▶ **Given request**
Print nothing but the lines from the start of the listing below through the line that contains "whitespace-nowrap font-['Lato',sans-serif] text-[22.5px]". Do not include the pictures.

▶ **Recorded information**
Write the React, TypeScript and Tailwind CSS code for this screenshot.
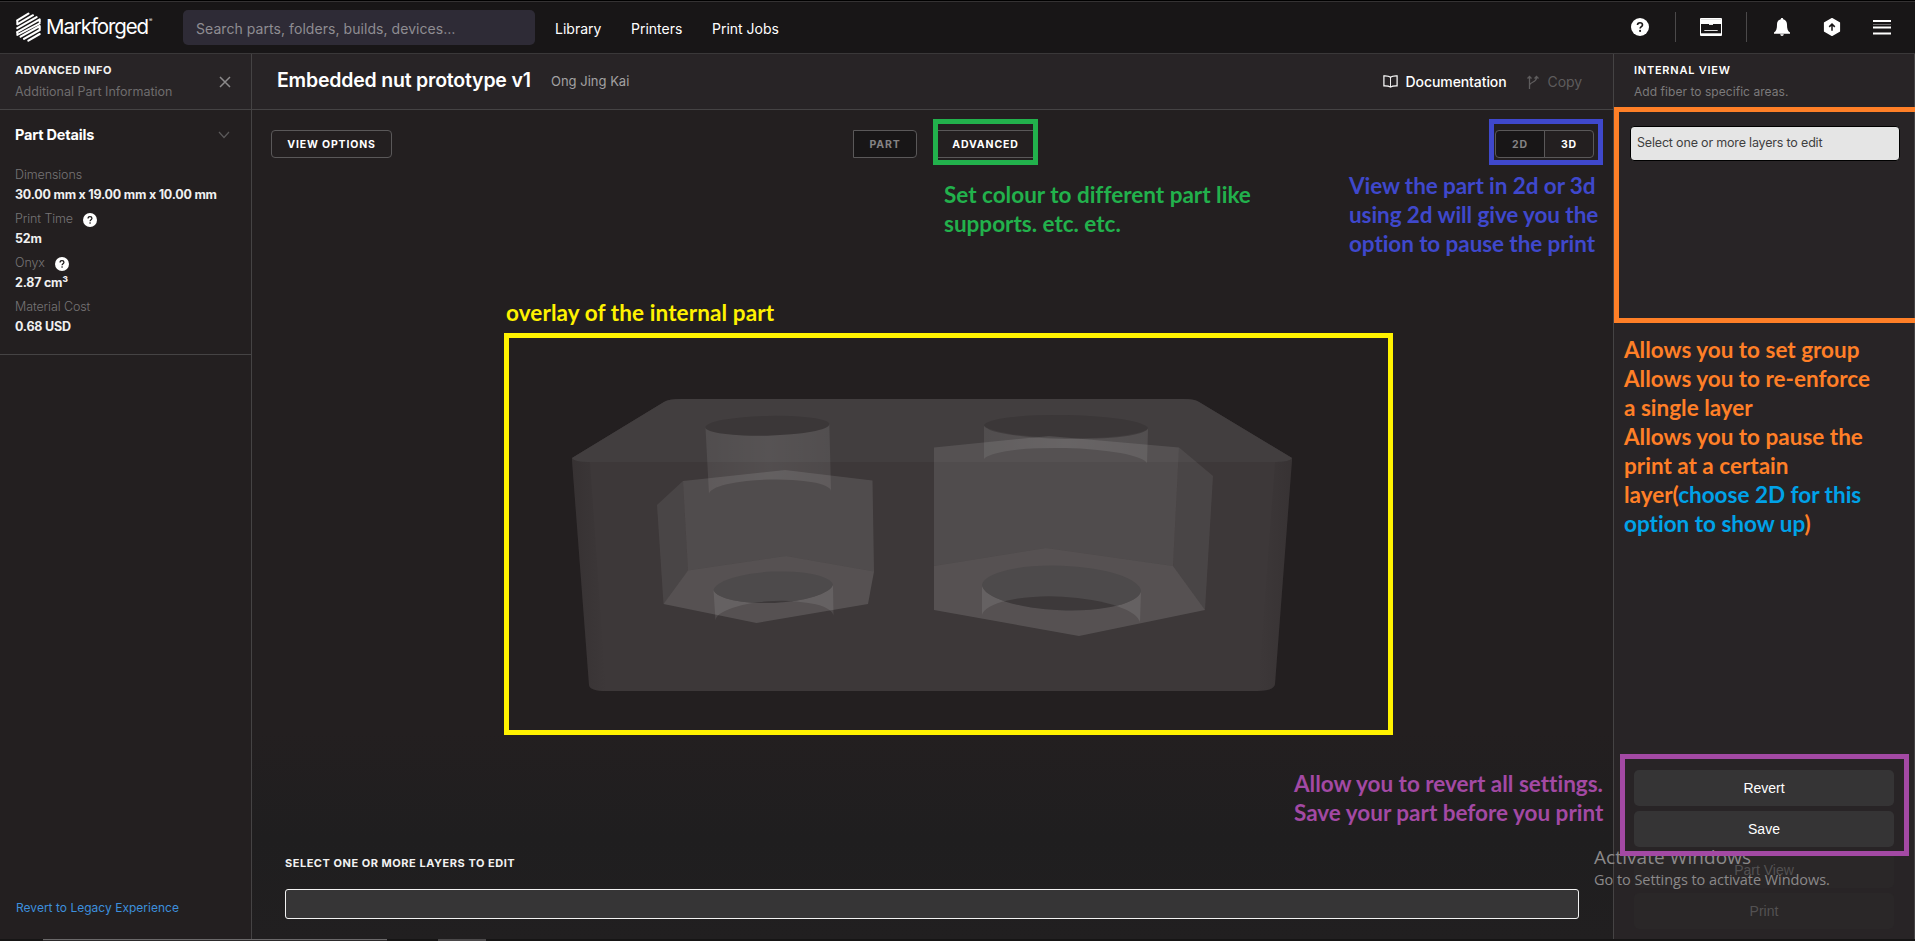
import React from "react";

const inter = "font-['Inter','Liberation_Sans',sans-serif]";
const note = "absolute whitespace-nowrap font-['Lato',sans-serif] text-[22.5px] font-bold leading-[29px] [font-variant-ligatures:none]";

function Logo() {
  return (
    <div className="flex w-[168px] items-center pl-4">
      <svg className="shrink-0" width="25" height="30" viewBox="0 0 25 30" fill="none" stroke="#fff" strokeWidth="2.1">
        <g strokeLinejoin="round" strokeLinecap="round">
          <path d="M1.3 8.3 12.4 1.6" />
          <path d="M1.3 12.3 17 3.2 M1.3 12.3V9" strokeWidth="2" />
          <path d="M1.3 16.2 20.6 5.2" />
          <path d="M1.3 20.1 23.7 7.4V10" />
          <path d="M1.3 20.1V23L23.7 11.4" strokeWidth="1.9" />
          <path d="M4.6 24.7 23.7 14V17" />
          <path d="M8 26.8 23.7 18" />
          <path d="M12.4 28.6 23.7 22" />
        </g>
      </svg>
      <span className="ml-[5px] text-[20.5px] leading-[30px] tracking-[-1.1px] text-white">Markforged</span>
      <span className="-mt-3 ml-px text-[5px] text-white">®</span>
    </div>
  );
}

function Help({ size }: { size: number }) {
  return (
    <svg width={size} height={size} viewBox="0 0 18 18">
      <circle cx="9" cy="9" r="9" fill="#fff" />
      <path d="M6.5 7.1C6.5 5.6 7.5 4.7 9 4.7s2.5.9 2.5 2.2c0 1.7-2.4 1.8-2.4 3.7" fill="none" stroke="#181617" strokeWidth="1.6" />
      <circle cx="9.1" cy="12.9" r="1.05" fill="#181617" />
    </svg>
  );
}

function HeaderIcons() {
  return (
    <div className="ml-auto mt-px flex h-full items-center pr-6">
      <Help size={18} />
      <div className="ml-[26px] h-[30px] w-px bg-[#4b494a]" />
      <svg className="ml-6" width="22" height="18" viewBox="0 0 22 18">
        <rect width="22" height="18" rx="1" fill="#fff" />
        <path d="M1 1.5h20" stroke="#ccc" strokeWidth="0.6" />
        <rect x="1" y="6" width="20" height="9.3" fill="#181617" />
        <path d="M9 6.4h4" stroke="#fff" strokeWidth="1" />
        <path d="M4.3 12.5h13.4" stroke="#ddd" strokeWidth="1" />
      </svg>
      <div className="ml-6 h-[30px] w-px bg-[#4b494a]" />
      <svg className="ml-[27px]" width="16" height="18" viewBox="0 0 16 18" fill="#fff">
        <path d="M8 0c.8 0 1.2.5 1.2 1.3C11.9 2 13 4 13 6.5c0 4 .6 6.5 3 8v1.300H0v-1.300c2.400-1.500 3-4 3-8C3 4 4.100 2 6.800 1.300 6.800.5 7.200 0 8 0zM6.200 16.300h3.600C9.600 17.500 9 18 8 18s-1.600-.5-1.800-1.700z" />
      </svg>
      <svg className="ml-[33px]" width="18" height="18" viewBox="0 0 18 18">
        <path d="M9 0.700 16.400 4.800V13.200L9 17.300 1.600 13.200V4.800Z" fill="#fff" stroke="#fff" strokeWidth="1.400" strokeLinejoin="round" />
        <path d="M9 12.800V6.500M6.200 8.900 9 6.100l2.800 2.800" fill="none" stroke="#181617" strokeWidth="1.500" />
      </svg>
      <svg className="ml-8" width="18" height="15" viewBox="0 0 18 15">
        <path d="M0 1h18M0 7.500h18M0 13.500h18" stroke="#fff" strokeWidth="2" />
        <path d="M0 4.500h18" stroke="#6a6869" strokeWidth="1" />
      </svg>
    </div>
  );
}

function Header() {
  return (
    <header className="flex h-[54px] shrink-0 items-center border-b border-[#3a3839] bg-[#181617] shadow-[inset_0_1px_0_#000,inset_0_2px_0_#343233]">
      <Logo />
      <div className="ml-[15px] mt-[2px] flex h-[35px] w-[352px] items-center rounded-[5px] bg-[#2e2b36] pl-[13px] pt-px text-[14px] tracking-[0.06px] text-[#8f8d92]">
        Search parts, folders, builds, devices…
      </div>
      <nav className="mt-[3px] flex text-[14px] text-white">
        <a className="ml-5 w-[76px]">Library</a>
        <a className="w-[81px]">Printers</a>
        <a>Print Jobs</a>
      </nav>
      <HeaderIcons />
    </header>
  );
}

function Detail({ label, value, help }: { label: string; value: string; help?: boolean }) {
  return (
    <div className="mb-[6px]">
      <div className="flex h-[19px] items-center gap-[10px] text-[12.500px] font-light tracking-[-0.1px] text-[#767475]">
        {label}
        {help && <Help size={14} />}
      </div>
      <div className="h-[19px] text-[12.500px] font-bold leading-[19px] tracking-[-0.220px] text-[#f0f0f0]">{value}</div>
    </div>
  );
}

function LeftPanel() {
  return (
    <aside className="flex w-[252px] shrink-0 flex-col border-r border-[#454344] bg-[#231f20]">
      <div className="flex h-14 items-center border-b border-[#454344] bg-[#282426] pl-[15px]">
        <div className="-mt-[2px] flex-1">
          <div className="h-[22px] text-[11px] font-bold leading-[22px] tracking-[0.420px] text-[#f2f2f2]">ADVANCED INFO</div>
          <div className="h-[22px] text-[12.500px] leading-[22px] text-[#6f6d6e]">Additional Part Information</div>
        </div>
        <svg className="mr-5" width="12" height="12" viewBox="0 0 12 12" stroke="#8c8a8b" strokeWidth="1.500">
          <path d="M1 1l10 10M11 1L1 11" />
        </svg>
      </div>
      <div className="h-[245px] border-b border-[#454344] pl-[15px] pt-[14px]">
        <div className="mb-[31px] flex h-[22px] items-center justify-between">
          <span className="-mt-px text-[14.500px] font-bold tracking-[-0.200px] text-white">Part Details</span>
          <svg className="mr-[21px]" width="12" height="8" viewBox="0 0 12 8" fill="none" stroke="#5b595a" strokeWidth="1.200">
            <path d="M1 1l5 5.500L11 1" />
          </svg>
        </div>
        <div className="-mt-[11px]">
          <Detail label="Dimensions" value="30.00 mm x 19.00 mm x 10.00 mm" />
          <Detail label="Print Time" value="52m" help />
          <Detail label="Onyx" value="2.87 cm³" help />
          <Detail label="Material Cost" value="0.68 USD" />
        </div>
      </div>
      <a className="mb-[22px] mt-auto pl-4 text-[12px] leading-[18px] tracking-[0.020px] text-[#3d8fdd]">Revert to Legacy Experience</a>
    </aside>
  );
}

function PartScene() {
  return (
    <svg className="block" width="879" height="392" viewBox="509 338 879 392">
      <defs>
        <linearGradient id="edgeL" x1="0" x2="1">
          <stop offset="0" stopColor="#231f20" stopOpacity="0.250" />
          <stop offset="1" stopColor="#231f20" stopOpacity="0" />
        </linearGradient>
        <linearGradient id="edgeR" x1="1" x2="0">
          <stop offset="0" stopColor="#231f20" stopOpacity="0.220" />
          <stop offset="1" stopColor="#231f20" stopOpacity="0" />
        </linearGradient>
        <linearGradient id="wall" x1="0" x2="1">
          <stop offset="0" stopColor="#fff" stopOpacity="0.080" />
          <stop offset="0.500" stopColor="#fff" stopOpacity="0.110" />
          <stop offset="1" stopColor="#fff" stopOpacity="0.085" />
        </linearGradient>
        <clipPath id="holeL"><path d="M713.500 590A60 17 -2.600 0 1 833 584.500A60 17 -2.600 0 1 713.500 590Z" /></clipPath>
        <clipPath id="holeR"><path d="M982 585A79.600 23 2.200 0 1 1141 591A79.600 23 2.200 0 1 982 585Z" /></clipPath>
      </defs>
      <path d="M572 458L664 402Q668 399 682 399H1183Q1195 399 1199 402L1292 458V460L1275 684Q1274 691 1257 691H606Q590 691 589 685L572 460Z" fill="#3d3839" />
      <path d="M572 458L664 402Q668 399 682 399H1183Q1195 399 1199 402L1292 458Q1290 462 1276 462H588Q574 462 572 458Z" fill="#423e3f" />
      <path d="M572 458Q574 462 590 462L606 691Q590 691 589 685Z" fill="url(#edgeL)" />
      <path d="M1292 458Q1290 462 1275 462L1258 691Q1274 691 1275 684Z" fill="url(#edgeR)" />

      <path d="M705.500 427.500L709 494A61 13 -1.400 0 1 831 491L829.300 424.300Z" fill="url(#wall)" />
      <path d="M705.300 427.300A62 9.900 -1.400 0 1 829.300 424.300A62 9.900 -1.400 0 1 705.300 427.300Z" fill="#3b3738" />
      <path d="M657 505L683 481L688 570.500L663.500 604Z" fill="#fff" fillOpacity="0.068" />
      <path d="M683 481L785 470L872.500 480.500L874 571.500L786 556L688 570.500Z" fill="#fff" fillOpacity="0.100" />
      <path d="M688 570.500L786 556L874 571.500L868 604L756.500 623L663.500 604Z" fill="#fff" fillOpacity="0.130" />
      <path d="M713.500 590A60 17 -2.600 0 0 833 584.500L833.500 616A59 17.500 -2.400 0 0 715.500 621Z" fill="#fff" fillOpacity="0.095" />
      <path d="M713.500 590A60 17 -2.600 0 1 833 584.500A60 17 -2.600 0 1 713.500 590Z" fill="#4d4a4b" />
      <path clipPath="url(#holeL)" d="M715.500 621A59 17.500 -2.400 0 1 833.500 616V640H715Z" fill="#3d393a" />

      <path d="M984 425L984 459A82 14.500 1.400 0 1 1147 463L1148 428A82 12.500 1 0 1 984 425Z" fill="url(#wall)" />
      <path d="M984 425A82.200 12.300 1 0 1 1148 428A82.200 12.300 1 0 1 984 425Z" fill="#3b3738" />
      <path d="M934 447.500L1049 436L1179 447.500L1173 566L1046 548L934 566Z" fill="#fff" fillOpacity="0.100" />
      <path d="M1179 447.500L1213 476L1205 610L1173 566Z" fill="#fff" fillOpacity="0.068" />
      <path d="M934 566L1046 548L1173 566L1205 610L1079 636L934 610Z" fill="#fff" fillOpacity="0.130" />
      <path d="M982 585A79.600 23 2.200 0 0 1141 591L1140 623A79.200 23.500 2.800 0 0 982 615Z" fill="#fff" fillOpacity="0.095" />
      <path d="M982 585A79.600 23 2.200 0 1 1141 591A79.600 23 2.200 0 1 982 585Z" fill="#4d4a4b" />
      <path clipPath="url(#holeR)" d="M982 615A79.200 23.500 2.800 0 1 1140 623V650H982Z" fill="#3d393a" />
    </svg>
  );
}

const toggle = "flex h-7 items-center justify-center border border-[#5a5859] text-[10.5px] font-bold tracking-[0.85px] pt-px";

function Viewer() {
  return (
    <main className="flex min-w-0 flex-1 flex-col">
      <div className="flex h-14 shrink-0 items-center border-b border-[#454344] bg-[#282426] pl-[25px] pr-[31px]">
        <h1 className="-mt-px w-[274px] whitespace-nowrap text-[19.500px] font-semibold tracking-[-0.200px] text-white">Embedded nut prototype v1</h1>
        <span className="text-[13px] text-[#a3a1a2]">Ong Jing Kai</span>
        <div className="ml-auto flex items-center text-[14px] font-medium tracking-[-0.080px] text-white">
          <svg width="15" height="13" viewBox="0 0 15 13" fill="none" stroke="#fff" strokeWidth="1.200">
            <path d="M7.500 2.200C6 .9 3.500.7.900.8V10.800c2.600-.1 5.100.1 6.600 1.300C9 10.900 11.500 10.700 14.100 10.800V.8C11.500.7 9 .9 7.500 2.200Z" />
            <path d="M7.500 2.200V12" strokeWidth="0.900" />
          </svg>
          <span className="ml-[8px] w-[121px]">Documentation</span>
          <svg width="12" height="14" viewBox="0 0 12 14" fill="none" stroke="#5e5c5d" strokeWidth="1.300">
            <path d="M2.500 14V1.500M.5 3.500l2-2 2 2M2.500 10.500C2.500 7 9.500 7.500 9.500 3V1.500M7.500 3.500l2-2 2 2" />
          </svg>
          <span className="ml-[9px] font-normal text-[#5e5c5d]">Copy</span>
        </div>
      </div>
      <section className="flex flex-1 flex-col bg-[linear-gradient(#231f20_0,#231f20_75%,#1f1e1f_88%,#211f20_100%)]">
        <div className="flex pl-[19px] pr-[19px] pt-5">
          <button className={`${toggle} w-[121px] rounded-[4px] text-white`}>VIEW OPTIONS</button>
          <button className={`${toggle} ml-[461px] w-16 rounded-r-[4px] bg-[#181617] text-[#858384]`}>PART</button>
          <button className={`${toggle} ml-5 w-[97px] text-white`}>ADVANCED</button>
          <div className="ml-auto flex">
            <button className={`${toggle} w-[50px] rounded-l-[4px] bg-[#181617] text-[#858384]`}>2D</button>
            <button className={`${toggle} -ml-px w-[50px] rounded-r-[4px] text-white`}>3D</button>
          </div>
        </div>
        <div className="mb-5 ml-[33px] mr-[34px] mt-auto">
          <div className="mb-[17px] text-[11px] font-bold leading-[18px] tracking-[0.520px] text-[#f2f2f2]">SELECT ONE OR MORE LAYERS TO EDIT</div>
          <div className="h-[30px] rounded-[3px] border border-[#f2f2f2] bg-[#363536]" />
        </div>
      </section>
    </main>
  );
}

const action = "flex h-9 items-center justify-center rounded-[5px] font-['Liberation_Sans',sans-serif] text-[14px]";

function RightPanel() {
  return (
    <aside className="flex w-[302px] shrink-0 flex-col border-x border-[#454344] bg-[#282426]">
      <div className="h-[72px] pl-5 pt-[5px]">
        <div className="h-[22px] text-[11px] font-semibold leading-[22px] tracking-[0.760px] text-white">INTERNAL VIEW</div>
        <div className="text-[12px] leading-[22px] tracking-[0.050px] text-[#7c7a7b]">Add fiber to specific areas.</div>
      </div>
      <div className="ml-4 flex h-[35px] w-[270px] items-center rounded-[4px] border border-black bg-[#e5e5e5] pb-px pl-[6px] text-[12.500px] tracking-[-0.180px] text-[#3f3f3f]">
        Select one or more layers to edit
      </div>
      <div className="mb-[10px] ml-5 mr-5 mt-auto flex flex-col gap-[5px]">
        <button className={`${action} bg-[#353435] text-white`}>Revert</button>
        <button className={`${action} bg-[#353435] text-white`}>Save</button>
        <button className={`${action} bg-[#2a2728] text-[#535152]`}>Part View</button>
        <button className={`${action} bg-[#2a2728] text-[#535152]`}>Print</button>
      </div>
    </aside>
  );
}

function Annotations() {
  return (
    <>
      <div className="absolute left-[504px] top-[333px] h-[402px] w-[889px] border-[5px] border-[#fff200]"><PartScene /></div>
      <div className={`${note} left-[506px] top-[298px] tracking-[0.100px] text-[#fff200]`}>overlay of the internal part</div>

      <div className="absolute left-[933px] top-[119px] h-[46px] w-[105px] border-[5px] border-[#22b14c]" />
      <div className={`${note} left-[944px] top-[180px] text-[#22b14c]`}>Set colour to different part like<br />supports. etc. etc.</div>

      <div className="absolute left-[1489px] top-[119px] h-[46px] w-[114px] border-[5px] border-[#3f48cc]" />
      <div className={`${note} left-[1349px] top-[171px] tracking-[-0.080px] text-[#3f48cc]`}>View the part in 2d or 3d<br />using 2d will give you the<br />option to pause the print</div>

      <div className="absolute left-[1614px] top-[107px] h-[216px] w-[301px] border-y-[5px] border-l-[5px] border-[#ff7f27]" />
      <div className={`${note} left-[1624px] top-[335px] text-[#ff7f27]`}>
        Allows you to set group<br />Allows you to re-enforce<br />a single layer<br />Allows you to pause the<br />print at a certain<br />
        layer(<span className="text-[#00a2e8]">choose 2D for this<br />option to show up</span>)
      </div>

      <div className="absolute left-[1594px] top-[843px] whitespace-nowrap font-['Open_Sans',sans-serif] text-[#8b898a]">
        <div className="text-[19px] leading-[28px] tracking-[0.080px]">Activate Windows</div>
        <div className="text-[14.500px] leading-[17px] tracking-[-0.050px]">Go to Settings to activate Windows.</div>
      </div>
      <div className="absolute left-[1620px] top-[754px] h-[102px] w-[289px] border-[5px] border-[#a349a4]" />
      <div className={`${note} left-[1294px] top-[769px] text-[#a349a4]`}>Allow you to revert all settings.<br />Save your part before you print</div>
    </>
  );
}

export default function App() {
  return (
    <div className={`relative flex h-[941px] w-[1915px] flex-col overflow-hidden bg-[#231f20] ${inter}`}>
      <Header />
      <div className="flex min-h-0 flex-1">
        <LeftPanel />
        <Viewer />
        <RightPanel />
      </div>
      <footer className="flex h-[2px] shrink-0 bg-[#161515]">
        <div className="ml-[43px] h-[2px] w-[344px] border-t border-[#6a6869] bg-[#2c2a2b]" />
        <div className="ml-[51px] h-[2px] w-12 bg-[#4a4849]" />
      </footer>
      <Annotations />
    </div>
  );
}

▶ **Result**
Write the React, TypeScript and Tailwind CSS code for this screenshot.
import React from "react";

const inter = "font-['Inter','Liberation_Sans',sans-serif]";
const note = "absolute whitespace-nowrap font-['Lato',sans-serif] text-[22.5px] font-bold leading-[29px] [font-variant-ligatures:none]";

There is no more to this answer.